Y que quieren que les diga, su sinceridad me llegó al corazón. No porque hubiese leído el relato –no lo hizo, demasiado largo- sino porque ha pasado todos los días por aquí para leer lo que escribía. Así que le voy a hacer caso, y les voy a contar una de esas anécdotas de ese colegio que tanto nos gustan a nosotros. El Guadalete, recuerden, para que nos vamos a andar por las ramas a estas alturas, cuando todos pueden ver mi rostro y saber mi nombre.
Para los que no sepan cómo era el colegio, les diré que se separaba en varias dependencias: el edificio principal, la capilla, el comedor, el edificio de oficinas, la biblioteca y BUP, y el lugar maldito: el gimnasio. El reino de D. Damián. Y allí, en aquel lugar, tuvo lugar lo que ahora les narró. Teníamos por aquel entonces un profesor, no diré que era bueno ni malo, no me dio clase. Solo diré que se llamaba José María, pero que sus gestos y actitudes hicieron que se ganase el cariñoso apodo de Marijose.

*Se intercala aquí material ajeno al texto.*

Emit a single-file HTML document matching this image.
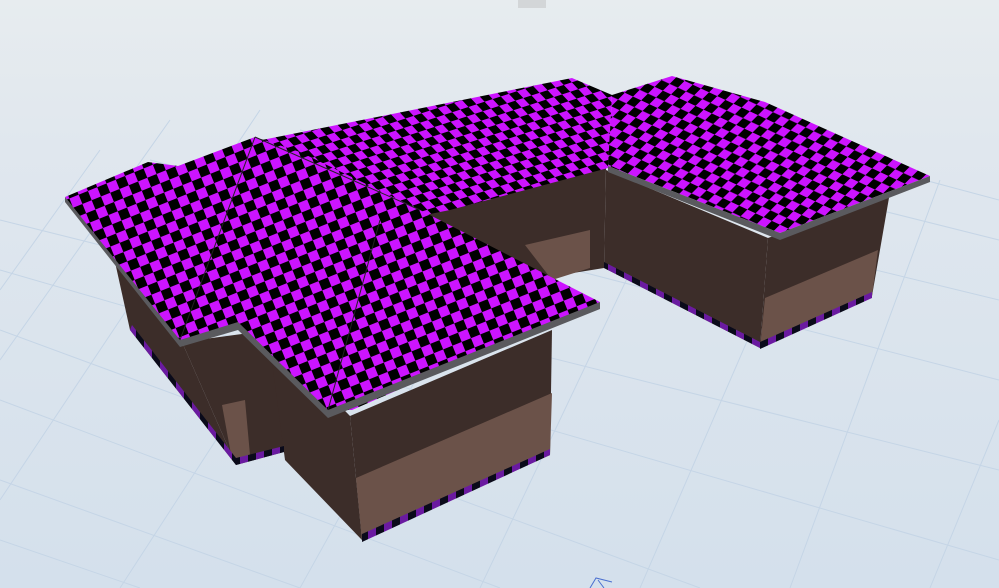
<!DOCTYPE html>
<html><head><meta charset="utf-8"><style>html,body{margin:0;padding:0;width:999px;height:588px;overflow:hidden;background:#dde5ec}</style></head><body>
<svg width="999" height="588" viewBox="0 0 999 588" xmlns="http://www.w3.org/2000/svg">
<defs>
<linearGradient id="bg" x1="0" y1="0" x2="0" y2="1"><stop offset="0" stop-color="#e7ecef"/><stop offset="0.25" stop-color="#e0e7ee"/><stop offset="1" stop-color="#d4e0ec"/></linearGradient>
<pattern id="ck1" width="17" height="17" patternUnits="userSpaceOnUse" patternTransform="rotate(-18) skewX(25)"><rect width="17" height="17" fill="#000"/><rect width="8.5" height="8.5" fill="#cc14ff"/><rect x="8.5" y="8.5" width="8.5" height="8.5" fill="#cc14ff"/></pattern>
<pattern id="ck2" width="18" height="18" patternUnits="userSpaceOnUse" patternTransform="rotate(25) skewX(-20)"><rect width="18" height="18" fill="#000"/><rect width="9" height="9" fill="#cc14ff"/><rect x="9" y="9" width="9" height="9" fill="#cc14ff"/></pattern>
<pattern id="ck3" width="20" height="20" patternUnits="userSpaceOnUse" patternTransform="rotate(-22)"><rect width="20" height="20" fill="#000"/><rect width="10" height="10" fill="#cc14ff"/><rect x="10" y="10" width="10" height="10" fill="#cc14ff"/></pattern>
<pattern id="ckb" width="16" height="16" patternUnits="userSpaceOnUse"><rect width="16" height="16" fill="#0a0a1a"/><rect width="8" height="16" fill="#6a1aa0"/></pattern>
</defs>
<rect width="999" height="588" fill="url(#bg)"/>
<g stroke="#c5d5e6" stroke-width="1" fill="none">
<path d="M0 270 L999 560 M0 220 L999 470 M0 330 L700 588 M0 400 L500 588 M0 480 L300 588 M150 160 L999 380 M300 130 L999 300 M500 115 L999 240 M700 120 L999 200 M0 540 L140 588"/>
<path d="M120 588 L430 110 M300 588 L560 120 M480 588 L700 125 M640 588 L830 150 M790 588 L940 180 M930 588 L999 420 M0 500 L260 110 M0 360 L170 120 M0 290 L100 150"/>
</g>
<rect x="518" y="0" width="28" height="8" fill="#d3d6d8"/>
<!-- middle back walls -->
<polygon points="420,212 606,168 604,268 455,292" fill="#3c2d29"/>
<polygon points="525,245 590,230 590,268 552,280" fill="#6b5249"/>
<!-- right wing walls -->
<polygon points="606,170 768,238 760,348 604,268" fill="#3c2d29"/>
<polygon points="768,238 890,192 872,296 760,348" fill="#3c2d29"/>
<polygon points="765,298 878,250 872,296 760,348" fill="#6b5249"/>
<polygon points="604,268 760,348 760,342 604,262" fill="url(#ckb)"/>
<polygon points="760,342 872,292 872,298 760,349" fill="url(#ckb)"/>
<!-- middle roof -->
<polygon points="262,140 572,78 612,95 608,168 450,210 400,220 300,160" fill="url(#ck1)"/>
<!-- right wing roof -->
<polygon points="612,95 672,76 765,102 930,176 780,233 608,166" fill="url(#ck2)"/>
<polygon points="608,166 780,233 930,176 930,182 780,240 608,172" fill="#5a5a5e"/>
<!-- left house walls -->
<polygon points="115,262 182,342 236,465 130,330" fill="#3c2d29"/>
<polygon points="182,342 272,330 284,452 236,465" fill="#3c2d29"/>
<polygon points="222,405 245,400 250,455 232,460" fill="#6b5249"/>
<polygon points="130,330 236,465 236,458 132,325" fill="url(#ckb)"/>
<polygon points="268,332 350,416 362,540 285,460" fill="#3c2d29"/>
<polygon points="350,416 552,330 550,455 362,540" fill="#3c2d29"/>
<polygon points="356,478 552,393 550,455 362,540" fill="#6b5249"/>
<polygon points="362,534 550,449 550,455 362,542" fill="url(#ckb)"/>
<polygon points="236,458 284,446 284,452 236,465" fill="url(#ckb)"/>
<!-- left roof -->
<polygon points="65,197 148,162 178,166 255,137 300,152 420,210 600,302 352,410 328,410 238,325 180,342" fill="url(#ck3)"/>
<polygon points="65,197 180,340 238,322 328,410 600,302 600,309 328,418 238,330 180,347 65,202" fill="#5a5a5e"/>
<path d="M255 137 L180 340 M255 137 L420 210 M380 220 L328 410" stroke="#222" stroke-width="1" fill="none"/>
<g stroke="#4a6fd0" fill="none" stroke-width="1"><path d="M590 588 L596 578 L612 582 M598 580 L604 588"/></g>
</svg>
</body></html>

Yo lo vi llegar desde donde estaba, apoyado en la pared junto a Florentino y el Cabeza, esperando que Lacueva terminase para irnos a clase. Él llegó rápidamente hasta allí, observó el interior antes de preguntar si había alguien. Lacueva respondió que sí, que estaba él, que ahora salía. Y salió. Y no había puesto un pie fuera de la puerta cuando la mano de Marijose voló hacia su rostro. Mi amigo quedó compungido, hasta conmocionado por el golpe, mientras dos lagrimas corrían por su mejilla.
-¿Qué hacías ahí?
-¿Mear?
Lo dudó. Yo también lo hubiera hecho si, como le pasó a él, y ante el asombro primero y burla después de todo el patio, hubiera recibido un guantazo solo por salir del baño.
¡Qué tiempos aquellos! Entonces todavía te podía partir la cara un profesor por nada. Ahora, cuando somos nosotros los que podríamos dar clases, suele pasar al revés.